» THE REQUEST
Look through the data below. Collect every line where the word "styles" occurs.

» DATASET EXCERPTS
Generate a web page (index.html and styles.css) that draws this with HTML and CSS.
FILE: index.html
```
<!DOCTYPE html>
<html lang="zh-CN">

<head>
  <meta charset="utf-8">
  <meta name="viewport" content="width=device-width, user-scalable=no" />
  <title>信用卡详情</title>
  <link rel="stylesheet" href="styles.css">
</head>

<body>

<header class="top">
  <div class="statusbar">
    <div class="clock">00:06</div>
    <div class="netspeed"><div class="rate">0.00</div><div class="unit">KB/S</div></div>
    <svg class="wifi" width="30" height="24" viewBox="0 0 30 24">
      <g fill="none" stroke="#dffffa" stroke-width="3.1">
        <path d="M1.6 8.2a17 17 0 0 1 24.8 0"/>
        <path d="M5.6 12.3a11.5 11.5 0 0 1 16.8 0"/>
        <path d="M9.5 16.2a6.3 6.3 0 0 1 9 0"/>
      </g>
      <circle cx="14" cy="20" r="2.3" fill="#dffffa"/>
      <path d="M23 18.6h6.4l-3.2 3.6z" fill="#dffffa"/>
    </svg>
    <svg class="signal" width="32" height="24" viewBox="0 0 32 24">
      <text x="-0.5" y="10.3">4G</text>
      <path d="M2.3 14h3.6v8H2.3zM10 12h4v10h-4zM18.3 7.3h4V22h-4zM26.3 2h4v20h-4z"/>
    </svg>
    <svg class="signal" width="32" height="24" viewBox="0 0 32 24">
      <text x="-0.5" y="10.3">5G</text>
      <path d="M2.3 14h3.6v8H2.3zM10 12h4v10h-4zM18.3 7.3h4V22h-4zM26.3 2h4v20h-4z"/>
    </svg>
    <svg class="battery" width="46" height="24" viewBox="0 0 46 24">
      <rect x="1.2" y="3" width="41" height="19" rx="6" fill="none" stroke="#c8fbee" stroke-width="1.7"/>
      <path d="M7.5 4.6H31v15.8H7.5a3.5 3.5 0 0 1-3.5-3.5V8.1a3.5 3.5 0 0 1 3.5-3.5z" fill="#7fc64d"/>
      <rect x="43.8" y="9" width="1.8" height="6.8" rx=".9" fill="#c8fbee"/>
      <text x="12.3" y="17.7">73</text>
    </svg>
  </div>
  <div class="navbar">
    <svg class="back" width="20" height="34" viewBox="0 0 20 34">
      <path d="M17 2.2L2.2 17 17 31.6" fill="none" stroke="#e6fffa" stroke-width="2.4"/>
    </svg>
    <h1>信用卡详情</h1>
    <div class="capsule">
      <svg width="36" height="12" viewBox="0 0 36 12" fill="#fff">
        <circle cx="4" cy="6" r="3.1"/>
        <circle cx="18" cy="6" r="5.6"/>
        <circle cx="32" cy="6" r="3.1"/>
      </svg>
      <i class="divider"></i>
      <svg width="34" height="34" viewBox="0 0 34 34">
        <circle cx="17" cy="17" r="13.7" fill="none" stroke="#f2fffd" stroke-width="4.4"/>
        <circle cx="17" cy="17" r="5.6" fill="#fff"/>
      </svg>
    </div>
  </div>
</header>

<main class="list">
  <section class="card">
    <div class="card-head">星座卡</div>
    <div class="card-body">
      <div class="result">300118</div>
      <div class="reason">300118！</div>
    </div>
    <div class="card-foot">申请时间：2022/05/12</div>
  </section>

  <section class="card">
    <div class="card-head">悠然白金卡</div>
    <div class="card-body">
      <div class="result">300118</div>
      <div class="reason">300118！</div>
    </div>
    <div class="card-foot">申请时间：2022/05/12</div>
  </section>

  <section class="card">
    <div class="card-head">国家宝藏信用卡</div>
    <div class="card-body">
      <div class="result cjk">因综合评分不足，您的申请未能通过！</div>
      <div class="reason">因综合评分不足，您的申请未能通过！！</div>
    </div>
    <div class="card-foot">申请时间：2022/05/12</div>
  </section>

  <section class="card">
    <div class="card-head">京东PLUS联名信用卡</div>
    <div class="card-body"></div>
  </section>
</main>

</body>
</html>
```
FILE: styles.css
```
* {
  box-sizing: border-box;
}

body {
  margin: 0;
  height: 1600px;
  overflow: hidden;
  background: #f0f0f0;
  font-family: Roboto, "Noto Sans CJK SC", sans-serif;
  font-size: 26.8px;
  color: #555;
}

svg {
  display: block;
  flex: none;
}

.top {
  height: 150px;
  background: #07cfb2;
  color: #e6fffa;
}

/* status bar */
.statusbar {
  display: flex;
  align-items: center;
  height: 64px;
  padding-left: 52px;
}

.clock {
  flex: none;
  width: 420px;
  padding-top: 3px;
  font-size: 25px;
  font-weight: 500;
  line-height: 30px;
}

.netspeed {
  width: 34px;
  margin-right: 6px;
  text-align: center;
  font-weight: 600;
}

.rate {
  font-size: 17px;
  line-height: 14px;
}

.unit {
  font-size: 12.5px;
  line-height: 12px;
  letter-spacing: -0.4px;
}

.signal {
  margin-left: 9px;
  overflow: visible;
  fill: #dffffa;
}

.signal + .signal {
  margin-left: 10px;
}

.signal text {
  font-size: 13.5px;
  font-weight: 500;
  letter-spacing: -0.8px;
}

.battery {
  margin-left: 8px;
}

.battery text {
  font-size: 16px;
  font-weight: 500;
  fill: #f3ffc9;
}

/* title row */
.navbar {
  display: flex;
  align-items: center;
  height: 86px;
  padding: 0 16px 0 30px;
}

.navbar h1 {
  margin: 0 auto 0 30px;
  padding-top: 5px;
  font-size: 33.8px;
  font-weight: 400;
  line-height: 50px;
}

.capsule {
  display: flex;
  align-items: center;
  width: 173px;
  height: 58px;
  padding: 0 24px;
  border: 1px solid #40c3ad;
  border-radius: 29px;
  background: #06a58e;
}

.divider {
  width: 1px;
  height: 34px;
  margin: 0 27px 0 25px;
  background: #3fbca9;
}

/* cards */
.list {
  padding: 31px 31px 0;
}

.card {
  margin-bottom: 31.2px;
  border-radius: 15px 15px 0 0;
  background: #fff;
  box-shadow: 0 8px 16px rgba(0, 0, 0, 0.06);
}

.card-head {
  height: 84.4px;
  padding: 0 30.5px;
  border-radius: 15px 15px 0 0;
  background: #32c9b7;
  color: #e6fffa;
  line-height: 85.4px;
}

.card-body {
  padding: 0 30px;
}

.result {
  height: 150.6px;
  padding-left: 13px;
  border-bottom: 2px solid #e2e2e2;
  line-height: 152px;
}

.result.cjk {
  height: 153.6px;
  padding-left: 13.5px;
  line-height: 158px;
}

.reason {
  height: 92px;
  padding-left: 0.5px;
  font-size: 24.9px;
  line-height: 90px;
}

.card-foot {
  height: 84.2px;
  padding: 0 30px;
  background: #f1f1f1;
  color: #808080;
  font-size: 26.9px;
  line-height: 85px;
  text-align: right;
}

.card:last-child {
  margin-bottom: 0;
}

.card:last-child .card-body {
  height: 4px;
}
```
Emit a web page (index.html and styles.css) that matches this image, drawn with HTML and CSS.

» CORRECT RESULT
Generate a web page (index.html and styles.css) that draws this with HTML and CSS.
  <link rel="stylesheet" href="styles.css">
FILE: styles.css
Emit a web page (index.html and styles.css) that matches this image, drawn with HTML and CSS.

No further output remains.